US Supreme Court tosses NC legislative districts; no special election ordered
Tuesday the U.S. Supreme Court unanimously voted to confirm that 28 of North Carolina’s legislative districts were racially gerrymandered. This means the politicians in Raleigh have no more excuses. The districts they drew were unconstitutional, and there’s no denying it now. Our legislators were unconstitutionally elected, and it's now time to redraw these districts.
The U.S. Supreme Court on Monday upheld without comment a lower court's ruling that North Carolina lawmakers illegally relied too much on the race of voters when they drew 28 state House and state Senate districts in 2011.
But the justices vacated the court's order to immediately redraw the districts and hold a special election this year, saying other remedies should be considered.

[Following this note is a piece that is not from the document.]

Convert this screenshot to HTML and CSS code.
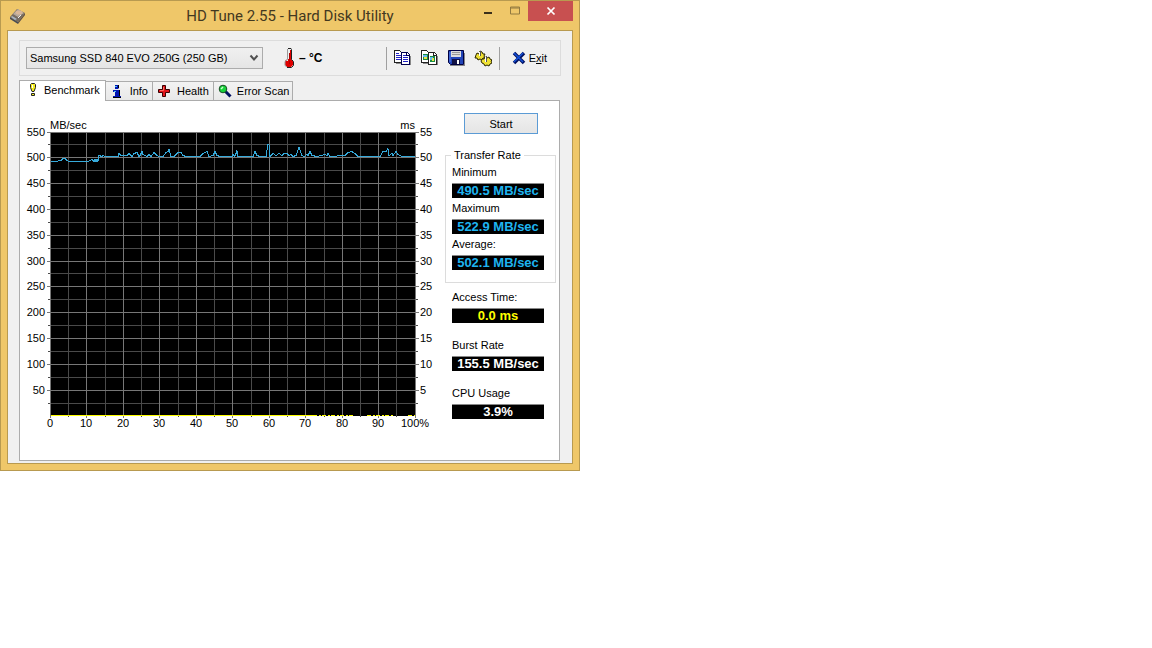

"Although this Court has never addressed whether or when a special election may be a proper remedy for a racial gerrymander, obvious considerations include the severity and nature of the particular constitutional violation, the extent of the likely disruption to the ordinary processes of governance if early elections are imposed, and the need to act with proper judicial restraint when intruding on state sovereignty," the high court ruled. "Rather than undertaking such an analysis in this case, the District Court addressed the balance of equities in only the most cursory fashion."
The Supreme Court ruling sends the matter back to the lower court, which could order new districts in time for the regular cycle of elections in 2018.
Anita Earls, executive director of the Southern Coalition for Social Justice, which represented the plaintiffs in the case, said she believes new districts could still be enacted this year.
"We think there is still time to implement special elections in the impacted districts, and we will do everything we can to make sure that happens," Earls said in a statement. "Many North Carolinians have been participating in unfair elections in racially gerrymandered districts for far too long. It’s time to fix this problem."